Fixed-wing drones can fly hundreds of miles on a preset course, going low to avoid detection, and are made from composite materials that are not always easy to pick up on radar. Both the UJ-22 and Mugin-5 claim cruising speeds of 75mph and a flying time of seven hours – and parts of Ukraine are less than 300 miles (480km) from Moscow.

However, Ukrainian sources close to the partisan operations say they believe the drones were piloted remotely, not on a preset course.

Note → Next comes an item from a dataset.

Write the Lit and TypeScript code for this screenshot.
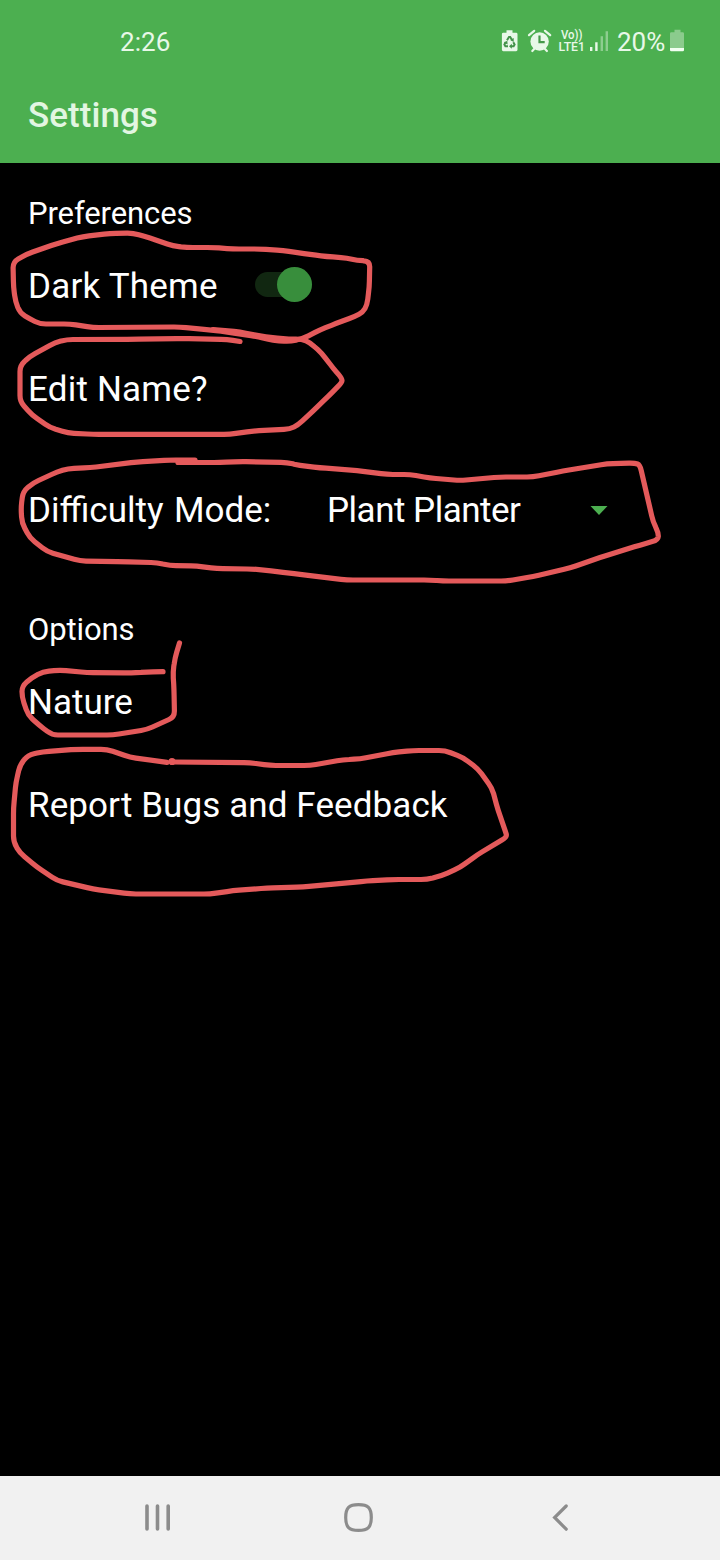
import { LitElement, html, css, svg } from "lit";
import { customElement } from "lit/decorators.js";

type Point = [number, number];

/** Turns a list of points into a pen path whose corners are slightly rounded. */
function penPath(points: Point[], radius = 6): string {
  let d = `M${points[0][0]} ${points[0][1]}`;
  for (let i = 1; i < points.length - 1; i++) {
    const [px, py] = points[i - 1];
    const [x, y] = points[i];
    const [nx, ny] = points[i + 1];
    const a = Math.hypot(px - x, py - y);
    const b = Math.hypot(nx - x, ny - y);
    const ra = Math.min(radius, a / 2) / a;
    const rb = Math.min(radius, b / 2) / b;
    d += `L${(x + (px - x) * ra).toFixed(1)} ${(y + (py - y) * ra).toFixed(1)}`;
    d += `Q${x} ${y} ${(x + (nx - x) * rb).toFixed(1)} ${(y + (ny - y) * rb).toFixed(1)}`;
  }
  const last = points[points.length - 1];
  return d + `L${last[0]} ${last[1]}`;
}

const STROKES: Point[][] = [
  [[213, 330], [240, 334], [257, 336.5], [273, 340.5], [290, 341.5], [303, 338.5], [320, 330], [337, 323], [355, 316.5], [363, 312], [367, 305], [369.3, 287], [369.8, 261], [357, 260.5], [347, 258], [327, 256.5], [310, 254.5], [283, 250.5], [260, 249], [233, 249], [213, 247.5], [187, 247.5], [173, 246], [150, 238], [133, 233], [110, 233.5], [83, 236.5], [57, 243.5], [27, 254], [13, 262], [13.5, 287], [15.5, 301.5], [20, 313], [30, 319], [40, 324], [70, 324], [93, 327.5], [180, 327], [210, 330], [240, 333]],
  [[240, 341.5], [227, 339.5], [183, 338.5], [133, 339.3], [67, 339.5], [55, 342.5], [30, 356.5], [20, 365.5], [20, 401.5], [32, 415], [50, 427.5], [68, 433], [93, 434.3], [230, 434.3], [253, 431], [290, 429], [298, 425], [313, 411], [328, 396.5], [342, 382.5], [342, 378.5], [333, 368], [322, 353.5], [310, 342.5], [302, 339], [283, 339], [260, 336], [240, 332], [213, 329.5]],
  [[195, 460], [170, 460], [137, 462], [90, 467.7], [68, 468.5], [57, 472], [33, 483], [23, 491.5], [21, 508], [22, 523], [30, 538], [47, 551.5], [80, 561], [123, 561.7], [157, 562.7], [170, 565.5], [197, 566], [217, 568.7], [253, 569], [277, 571.5], [300, 574.5], [347, 580], [430, 580], [443, 581], [507, 581], [533, 576.5], [570, 568], [600, 557.5], [640, 545], [658, 540], [658.5, 533], [653, 521.5], [640, 465], [635, 463], [607, 463.7], [563, 471], [533, 477], [500, 477], [460, 480.5], [430, 478], [410, 474.5], [387, 474.5], [357, 470.5], [320, 467.8], [300, 465.5], [287, 462.5], [240, 461.5], [220, 462.5], [178, 462.5]],
  [[163, 671.7], [147, 672], [130, 673], [87, 672.5], [60, 670.2], [43, 671.7], [32, 677.5], [22, 686], [22, 697], [28, 715], [39, 725], [52, 735], [113, 735], [147, 729.5], [174.5, 717], [174, 690], [173, 672], [175, 658], [179.5, 643]],
  [[167, 762.3], [130, 757.3], [107, 749.3], [77, 749.3], [43, 751.7], [28, 755], [20, 765], [16, 782], [13.5, 808], [13.5, 842], [20, 853], [37, 867], [57, 880.5], [93, 889], [130, 894], [210, 894], [233, 890.7], [267, 888], [303, 887], [367, 881], [393, 879.5], [427, 879.5], [442, 875.5], [460, 867.5], [477, 855], [507, 837], [505.5, 831.5], [498, 810], [492, 788], [478, 769], [463, 757.5], [445, 750.5], [413, 750.5], [393, 752.5], [360, 759], [343, 759.7], [310, 765.5], [270, 765.5], [250, 762.7], [173, 762]],
];

@customElement("status-bar")
class StatusBar extends LitElement {
  static styles = css`
    :host { display: flex; height: 84px; box-sizing: border-box; padding-left: 120px; color: #e8f8e8; font-size: 26px; }
    .time, .level { line-height: 84px; }
    .time { flex: 1; letter-spacing: 0.1px; }
    .icons { display: block; width: 114px; height: 84px; flex: none; }
    .volte { font: 500 12px Roboto, "Noto Sans", sans-serif; }
    .level { width: 53px; margin-left: 3px; }
    .battery { display: block; width: 50px; height: 84px; }
  `;
  render() {
    return html`
      <span class="time">2:26</span>
      <svg class="icons" viewBox="500 0 114 84" fill="#e8f8e8">
        <path d="M506.500 30.200h6v2.600h3.600a1.400 1.400 0 0 1 1.400 1.400v15.600a1.400 1.400 0 0 1-1.400 1.400h-12.800a1.400 1.400 0 0 1-1.400-1.400V34.200a1.400 1.400 0 0 1 1.400-1.400h3.200z" />
        <g fill="none" stroke="#43924a" stroke-width="2">
          <path d="M507 40.200l2-3.200h1.200l2 3.200M513.300 42.200l1.300 2.300-1 1.800h-2.600M508 46.300h-2.600l-1-1.800 1.400-2.400" />
        </g>
        <path fill="#43924a" d="M513.700 38v3.900l-3.500-1.800zM511.800 43.800v5l-2.800-2.500zM503.900 42.500l3.400-1.700.3 3.700z" />
        <circle cx="539.600" cy="41.500" r="9.200" />
        <path d="M539.500 35.500v6.600h5.200" fill="none" stroke="#45994a" stroke-width="2.200" />
        <path d="M529 35.200l5.200-4.400M550.200 35.200l-5.200-4.400M532.300 51l3-3.200M546.900 51l-3-3.200" stroke="#e8f8e8" stroke-width="2.200" stroke-linecap="round" />
        <text class="volte" x="561" y="38.800" textLength="21.500" lengthAdjust="spacingAndGlyphs">Vo))</text>
        <text class="volte" x="558.500" y="51" textLength="26.500" lengthAdjust="spacingAndGlyphs">LTE1</text>
        <path d="M590 47h2.400v4H590zM595.200 42.200h2.400V51h-2.400z" />
        <path opacity=".42" d="M600.600 36.200h2.400V51h-2.400zM605.600 31.200h2.400V51h-2.400z" />
      </svg>
      <span class="level">20%</span>
      <svg class="battery" viewBox="670 0 50 84">
        <path fill="#8bcb8d" d="M674.500 29.800h6v2.500h2.200a1.300 1.300 0 0 1 1.300 1.300V48h-14V33.600a1.300 1.300 0 0 1 1.300-1.300h3.200z" />
        <path fill="#f2fff2" d="M670 48h14v2a1.200 1.200 0 0 1-1.200 1.200h-11.600A1.200 1.200 0 0 1 670 50z" />
      </svg>
    `;
  }
}

@customElement("toggle-switch")
class ToggleSwitch extends LitElement {
  static styles = css`
    :host { display: flex; align-items: center; justify-content: flex-end; width: 57px; height: 35px; }
    .track { width: 57px; height: 25px; border-radius: 13px; background: #112711; display: flex; align-items: center; justify-content: flex-end; }
    .thumb { width: 35px; height: 35px; flex: none; border-radius: 50%; background: #388e3c; }
  `;
  render() {
    return html`<div class="track"><div class="thumb"></div></div>`;
  }
}

@customElement("nav-bar")
class NavBar extends LitElement {
  static styles = css`
    :host { display: flex; height: 84px; background: #f1f1f1; justify-content: space-between; align-items: center; padding: 0 142px; box-sizing: border-box; }
    .icon { display: block; width: 32px; height: 32px; fill: none; stroke: #8c8c8c; stroke-width: 3.6; stroke-linecap: round; }
    .thin { stroke-width: 3.2; }
  `;
  render() {
    return html`
      <svg class="icon" viewBox="142 1502 32 32"><path d="M147 1506v23M157.500 1506v23M168.200 1506v23" /></svg>
      <svg class="icon thin" viewBox="344 1502 32 32"><path d="M358.500 1504.600c9.500 0 12.800 3.300 12.800 12.900s-3.300 12.900-12.800 12.900-12.800-3.300-12.800-12.900 3.300-12.900 12.800-12.900z" /></svg>
      <svg class="icon thin" viewBox="546 1502 32 32"><path d="M566.200 1506l-11.600 11.500 11.600 11.700" /></svg>
    `;
  }
}

@customElement("app-root")
class AppRoot extends LitElement {
  static styles = css`
    :host { display: flex; flex-direction: column; position: relative; height: 1560px; width: 720px; overflow: hidden; background: #000; color: #fff; font-family: Roboto, "Noto Sans", sans-serif; }
    .top { background: #4caf50; height: 163px; flex: none; }
    .title { margin: 0; padding-left: 28px; font-size: 35px; font-weight: 500; line-height: 64px; letter-spacing: 0.05px; color: #e2f6e2; }
    .content { flex: 1; padding: 28px 28px 0; }
    .section { display: flex; flex-direction: column; gap: 33px; }
    .section + .section { margin-top: 61px; }
    .heading { margin: 0 0 -18px; font-size: 31px; font-weight: 400; line-height: 46px; letter-spacing: -0.1px; }
    .row { display: flex; align-items: center; height: 70px; font-size: 35px; line-height: 70px; white-space: nowrap; }
    .dark { width: 227px; letter-spacing: 0.22px; }
    .name { letter-spacing: 0.2px; }
    .report { letter-spacing: 0.09px; }
    .switch { margin-bottom: 5px; }
    .mode { margin-top: 18px; }
    .mode-label { width: 299px; word-spacing: 1.8px; }
    .mode-value { width: 263px; letter-spacing: -0.5px; }
    .arrow { display: block; width: 18px; height: 9px; margin-bottom: 2px; fill: #4caf50; }
    .ink { position: absolute; left: 0; top: 0; width: 720px; height: 1560px; pointer-events: none; fill: none; stroke: #e45a5b; stroke-width: 5.2; stroke-linecap: round; stroke-linejoin: round; }
    .dot { fill: #e45a5b; stroke: none; }
  `;
  render() {
    return html`
      <header class="top">
        <status-bar></status-bar>
        <h1 class="title">Settings</h1>
      </header>
      <main class="content">
        <section class="section">
          <h2 class="heading">Preferences</h2>
          <div class="row"><span class="dark">Dark Theme</span><toggle-switch class="switch"></toggle-switch></div>
          <div class="row name">Edit Name?</div>
          <div class="row mode">
            <span class="mode-label">Difficulty Mode:</span>
            <span class="mode-value">Plant Planter</span>
            <svg class="arrow" viewBox="0 0 18 9"><path d="M0.500 0h17L9 9z" /></svg>
          </div>
        </section>
        <section class="section">
          <h2 class="heading">Options</h2>
          <div class="row">Nature</div>
          <div class="row report">Report Bugs and Feedback</div>
        </section>
      </main>
      <nav-bar></nav-bar>
      <svg class="ink" viewBox="0 0 720 1560">
        ${STROKES.map((points) => svg`<path d=${penPath(points)} />`)}
        <circle class="dot" cx="172" cy="761.500" r="3.600" />
      </svg>
    `;
  }
}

This means they would have been controlled from a secret location inside Russia itself, perhaps a few dozen miles from the capital, navigating using the ground to try to evade jamming.

If true, that would be risky, but it would give a greater degree of control to those running the mission and the Kremlin is an identifiable enough landmark to anybody who has studied the view from above. Some Russian bloggers speculate that the drones came in from the east, giving extra credence to the theory.

What is remarkable, though, is that Russia did not have the air defences or the jamming systems to prevent the drone getting so close. Or spot it from further out: Heathrow airport claims to have anti-drone technology that can detect an incoming small craft from 3 miles away, according to its manufacturers.

Kyiv is full of drone companies quietly designing and operating armed and unarmed drones, which are critical in giving Ukraine’s military an edge in the 15-month war. Long-range drone attacks on places such as the Engels airbase in Saratov or Sevastopol naval base in Crimea are nothing new. Live video even emerged after a raid on the latter.

What is murky is whether Ukraine’s political leadership organises such attacks, encourages them to go on deniably, or a pro-Ukrainian group is out of control. On Thursday, Zelenskiy said: “We don’t attack Putin.”

However, leaked Pentagon papers, based on electronic eavesdropping, say that in late February the Ukrainian president wanted to strike “deployment locations” in Russia’s Rostov province using drones. That may not be exactly the same as flying drones over the Kremlin, but the incident mirrors Kyiv’s wartime playbook better than a Russian conspiracy.